▶ **INFORMATION SHOWN**
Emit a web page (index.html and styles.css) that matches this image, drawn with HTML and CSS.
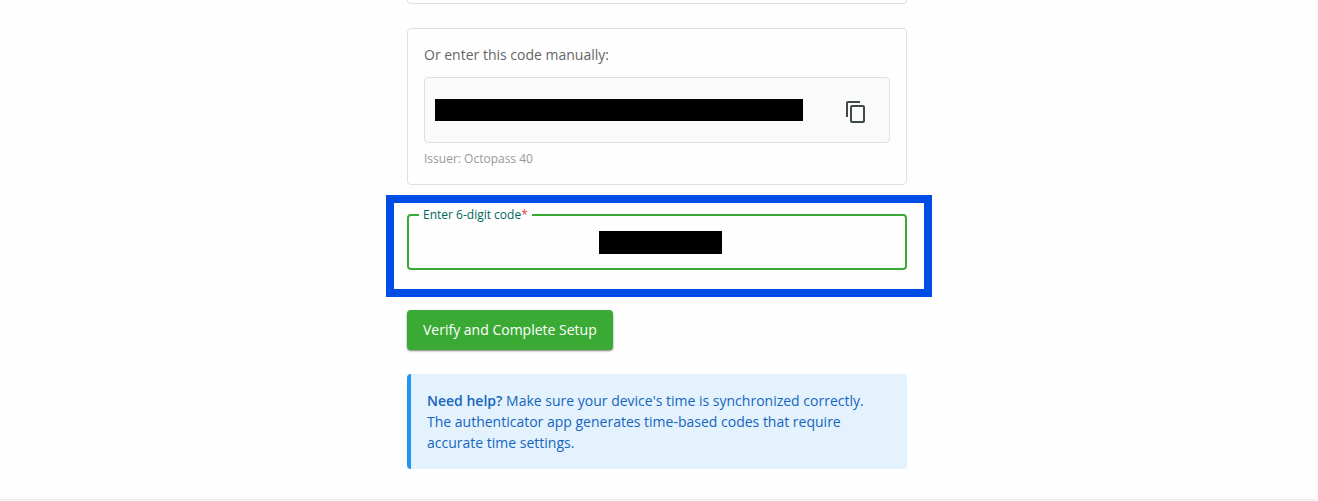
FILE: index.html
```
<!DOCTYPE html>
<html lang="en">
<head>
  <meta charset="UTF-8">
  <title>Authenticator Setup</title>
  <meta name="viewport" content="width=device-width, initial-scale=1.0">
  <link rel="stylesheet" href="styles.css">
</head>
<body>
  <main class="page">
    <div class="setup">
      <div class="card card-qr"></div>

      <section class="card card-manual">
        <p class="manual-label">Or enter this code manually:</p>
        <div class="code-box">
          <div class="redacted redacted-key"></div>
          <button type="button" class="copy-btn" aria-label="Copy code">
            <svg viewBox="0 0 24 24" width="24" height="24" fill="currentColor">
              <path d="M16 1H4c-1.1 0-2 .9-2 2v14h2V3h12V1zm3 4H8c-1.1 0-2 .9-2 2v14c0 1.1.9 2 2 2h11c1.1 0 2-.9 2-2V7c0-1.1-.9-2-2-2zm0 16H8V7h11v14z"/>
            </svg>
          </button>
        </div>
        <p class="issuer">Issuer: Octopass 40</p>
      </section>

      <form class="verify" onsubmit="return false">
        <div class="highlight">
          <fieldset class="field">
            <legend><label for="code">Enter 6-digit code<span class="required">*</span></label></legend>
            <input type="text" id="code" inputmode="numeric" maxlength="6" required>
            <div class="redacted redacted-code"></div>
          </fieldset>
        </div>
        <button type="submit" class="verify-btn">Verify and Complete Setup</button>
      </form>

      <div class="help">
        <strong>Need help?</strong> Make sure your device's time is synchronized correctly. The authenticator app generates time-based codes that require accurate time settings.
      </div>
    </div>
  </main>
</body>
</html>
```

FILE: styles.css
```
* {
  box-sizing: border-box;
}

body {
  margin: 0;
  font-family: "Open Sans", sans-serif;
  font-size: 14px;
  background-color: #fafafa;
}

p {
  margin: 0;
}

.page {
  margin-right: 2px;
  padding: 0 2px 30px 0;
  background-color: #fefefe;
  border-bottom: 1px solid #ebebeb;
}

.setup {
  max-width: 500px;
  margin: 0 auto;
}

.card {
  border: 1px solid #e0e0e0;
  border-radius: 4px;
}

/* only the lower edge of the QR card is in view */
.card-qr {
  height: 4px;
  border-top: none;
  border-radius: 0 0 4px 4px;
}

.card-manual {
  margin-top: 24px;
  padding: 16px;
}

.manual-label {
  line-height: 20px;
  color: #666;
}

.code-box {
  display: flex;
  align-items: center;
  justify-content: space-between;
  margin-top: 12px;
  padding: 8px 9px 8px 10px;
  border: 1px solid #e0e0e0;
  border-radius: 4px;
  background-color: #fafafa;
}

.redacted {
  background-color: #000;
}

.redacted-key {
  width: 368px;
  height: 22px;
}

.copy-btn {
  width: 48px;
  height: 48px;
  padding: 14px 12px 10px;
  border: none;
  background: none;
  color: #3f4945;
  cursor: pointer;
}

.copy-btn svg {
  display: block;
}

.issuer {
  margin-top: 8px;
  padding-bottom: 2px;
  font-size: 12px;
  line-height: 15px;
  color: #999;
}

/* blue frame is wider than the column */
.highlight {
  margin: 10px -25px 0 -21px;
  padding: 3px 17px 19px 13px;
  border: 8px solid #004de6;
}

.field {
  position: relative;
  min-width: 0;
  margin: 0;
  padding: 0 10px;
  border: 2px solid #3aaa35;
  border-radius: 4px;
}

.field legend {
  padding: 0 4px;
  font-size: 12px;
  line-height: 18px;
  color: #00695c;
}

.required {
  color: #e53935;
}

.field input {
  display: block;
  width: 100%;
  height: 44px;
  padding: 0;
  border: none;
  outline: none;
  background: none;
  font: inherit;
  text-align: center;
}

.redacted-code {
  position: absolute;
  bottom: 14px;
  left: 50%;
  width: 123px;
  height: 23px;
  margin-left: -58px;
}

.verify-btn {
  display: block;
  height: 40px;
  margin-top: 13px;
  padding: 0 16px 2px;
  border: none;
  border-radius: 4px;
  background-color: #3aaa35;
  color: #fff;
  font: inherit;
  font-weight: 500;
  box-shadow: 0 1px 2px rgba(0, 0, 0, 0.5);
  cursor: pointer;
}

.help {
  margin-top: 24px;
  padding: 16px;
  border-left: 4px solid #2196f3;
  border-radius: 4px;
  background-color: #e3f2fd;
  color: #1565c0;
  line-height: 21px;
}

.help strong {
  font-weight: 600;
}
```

▶ **WORK TO BE COMPLETED**
Repeat the listing in full and exactly. Leave any pictures out.

▶ **EXERCISE SOLUTION**
Emit a web page (index.html and styles.css) that matches this image, drawn with HTML and CSS.
FILE: index.html
```
<!DOCTYPE html>
<html lang="en">
<head>
  <meta charset="UTF-8">
  <title>Authenticator Setup</title>
  <meta name="viewport" content="width=device-width, initial-scale=1.0">
  <link rel="stylesheet" href="styles.css">
</head>
<body>
  <main class="page">
    <div class="setup">
      <div class="card card-qr"></div>

      <section class="card card-manual">
        <p class="manual-label">Or enter this code manually:</p>
        <div class="code-box">
          <div class="redacted redacted-key"></div>
          <button type="button" class="copy-btn" aria-label="Copy code">
            <svg viewBox="0 0 24 24" width="24" height="24" fill="currentColor">
              <path d="M16 1H4c-1.1 0-2 .9-2 2v14h2V3h12V1zm3 4H8c-1.1 0-2 .9-2 2v14c0 1.1.9 2 2 2h11c1.1 0 2-.9 2-2V7c0-1.1-.9-2-2-2zm0 16H8V7h11v14z"/>
            </svg>
          </button>
        </div>
        <p class="issuer">Issuer: Octopass 40</p>
      </section>

      <form class="verify" onsubmit="return false">
        <div class="highlight">
          <fieldset class="field">
            <legend><label for="code">Enter 6-digit code<span class="required">*</span></label></legend>
            <input type="text" id="code" inputmode="numeric" maxlength="6" required>
            <div class="redacted redacted-code"></div>
          </fieldset>
        </div>
        <button type="submit" class="verify-btn">Verify and Complete Setup</button>
      </form>

      <div class="help">
        <strong>Need help?</strong> Make sure your device's time is synchronized correctly. The authenticator app generates time-based codes that require accurate time settings.
      </div>
    </div>
  </main>
</body>
</html>
```

FILE: styles.css
```
* {
  box-sizing: border-box;
}

body {
  margin: 0;
  font-family: "Open Sans", sans-serif;
  font-size: 14px;
  background-color: #fafafa;
}

p {
  margin: 0;
}

.page {
  margin-right: 2px;
  padding: 0 2px 30px 0;
  background-color: #fefefe;
  border-bottom: 1px solid #ebebeb;
}

.setup {
  max-width: 500px;
  margin: 0 auto;
}

.card {
  border: 1px solid #e0e0e0;
  border-radius: 4px;
}

/* only the lower edge of the QR card is in view */
.card-qr {
  height: 4px;
  border-top: none;
  border-radius: 0 0 4px 4px;
}

.card-manual {
  margin-top: 24px;
  padding: 16px;
}

.manual-label {
  line-height: 20px;
  color: #666;
}

.code-box {
  display: flex;
  align-items: center;
  justify-content: space-between;
  margin-top: 12px;
  padding: 8px 9px 8px 10px;
  border: 1px solid #e0e0e0;
  border-radius: 4px;
  background-color: #fafafa;
}

.redacted {
  background-color: #000;
}

.redacted-key {
  width: 368px;
  height: 22px;
}

.copy-btn {
  width: 48px;
  height: 48px;
  padding: 14px 12px 10px;
  border: none;
  background: none;
  color: #3f4945;
  cursor: pointer;
}

.copy-btn svg {
  display: block;
}

.issuer {
  margin-top: 8px;
  padding-bottom: 2px;
  font-size: 12px;
  line-height: 15px;
  color: #999;
}

/* blue frame is wider than the column */
.highlight {
  margin: 10px -25px 0 -21px;
  padding: 3px 17px 19px 13px;
  border: 8px solid #004de6;
}

.field {
  position: relative;
  min-width: 0;
  margin: 0;
  padding: 0 10px;
  border: 2px solid #3aaa35;
  border-radius: 4px;
}

.field legend {
  padding: 0 4px;
  font-size: 12px;
  line-height: 18px;
  color: #00695c;
}

.required {
  color: #e53935;
}

.field input {
  display: block;
  width: 100%;
  height: 44px;
  padding: 0;
  border: none;
  outline: none;
  background: none;
  font: inherit;
  text-align: center;
}

.redacted-code {
  position: absolute;
  bottom: 14px;
  left: 50%;
  width: 123px;
  height: 23px;
  margin-left: -58px;
}

.verify-btn {
  display: block;
  height: 40px;
  margin-top: 13px;
  padding: 0 16px 2px;
  border: none;
  border-radius: 4px;
  background-color: #3aaa35;
  color: #fff;
  font: inherit;
  font-weight: 500;
  box-shadow: 0 1px 2px rgba(0, 0, 0, 0.5);
  cursor: pointer;
}

.help {
  margin-top: 24px;
  padding: 16px;
  border-left: 4px solid #2196f3;
  border-radius: 4px;
  background-color: #e3f2fd;
  color: #1565c0;
  line-height: 21px;
}

.help strong {
  font-weight: 600;
}
```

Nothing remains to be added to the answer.